How can I add a comment to a YAML file in Python

8.5k views Asked by At

I am writing a YAML file using https://pypi.python.org/pypi/ruamel.yaml

The code is like this:

import ruamel.yaml
from ruamel.yaml.comments import CommentedSeq

d = {}
for m in ['B1', 'B2', 'B3']:
    d2 = {}
    for f in ['A1', 'A2', 'A3']:
        d2[f] = CommentedSeq(['test', 'test2'])
        if f != 'A2':
            d2[f].fa.set_flow_style()
    d[m] = d2

    with open('test.yml', "w") as f:
        ruamel.yaml.dump(
            d, f, Dumper=ruamel.yaml.RoundTripDumper,
            default_flow_style=False, width=50, indent=8)

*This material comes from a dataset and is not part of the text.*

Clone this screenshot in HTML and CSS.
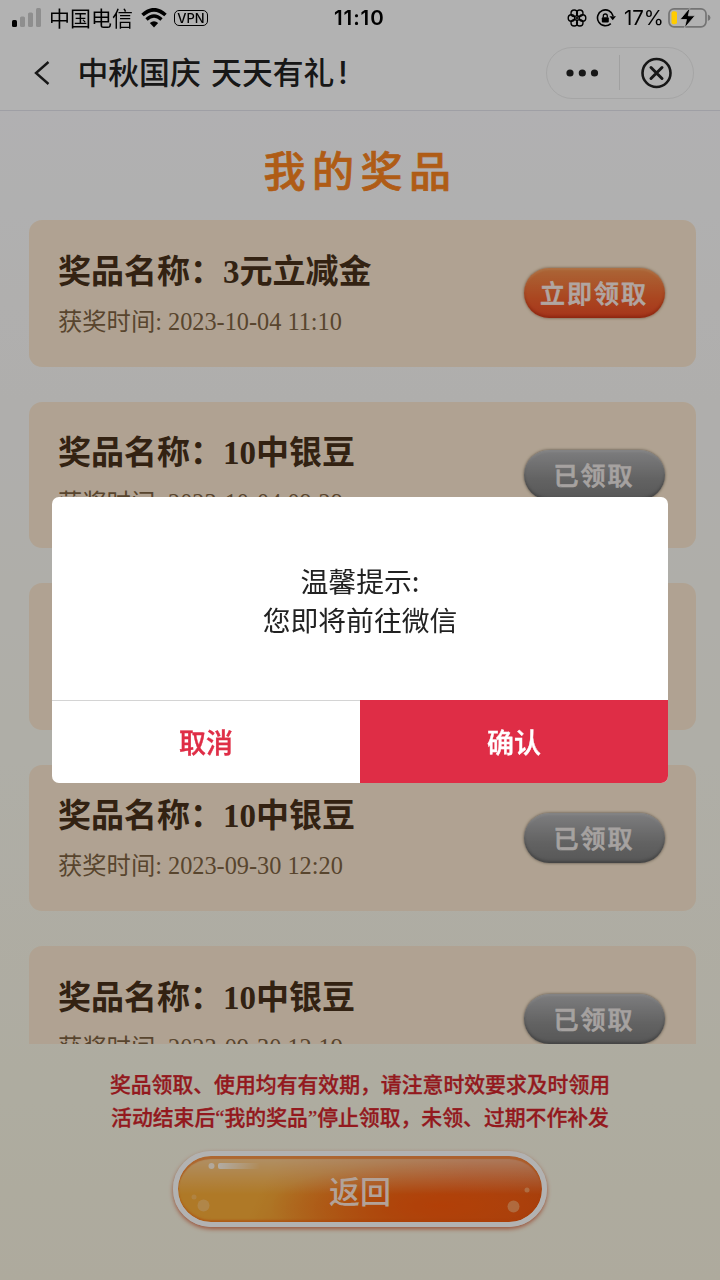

I just want to add comment at the top like:

# Data for Class A

Before the YAML data.

2

There are 2 answers

0
dimo414 On BEST ANSWER

Within your with block, you can write anything you want to the file. Since you just need a comment at the top, add a call to f.write() before you call ruamel:

with open('test.yml', "w") as f:
    f.write('# Data for Class A\n')
    ruamel.yaml.dump(
        d, f, Dumper=ruamel.yaml.RoundTripDumper,
        default_flow_style=False, width=50, indent=8)
2
Anthon On

That is possible in principle, because you can round-trip such "start-of-file" comments, but it is not nicely supported in the current ruamel.yaml 0.10 and certainly not when "starting from scratch" (i.e. no changing an existing file). At the bottom is an easy an relatively nice solution but I would first like to present an ugly workaround and a step-wise how to get this done.

Ugly:
The ugly way to do this is to just add the comment to the file before you write the YAML data to it. That is insert:

f.write('# Data for Class A\n')

just before ruamel.yaml.dump(...)

Step by step:
To insert the comment on the data structure, so the above hack is not necessary, you first need to make sure your d data is a CommentedMap type. If you compare the difference of that d variable with one that has a the comment by loading the commented YAML back into c

import ruamel.yaml
from ruamel.yaml.comments import Comment, CommentedSeq, CommentedMap

d = CommentedMap()             # <<<<< most important
for m in ['B1', 'B2', 'B3']:
    d2 = {}
    for f in ['A1', 'A2', 'A3']:
        d2[f] = CommentedSeq(['test', 'test2'])
        if f != 'A2':
            d2[f].fa.set_flow_style()
    d[m] = d2

yaml_str = ruamel.yaml.dump(d, Dumper=ruamel.yaml.RoundTripDumper,
                            default_flow_style=False, width=50, indent=8)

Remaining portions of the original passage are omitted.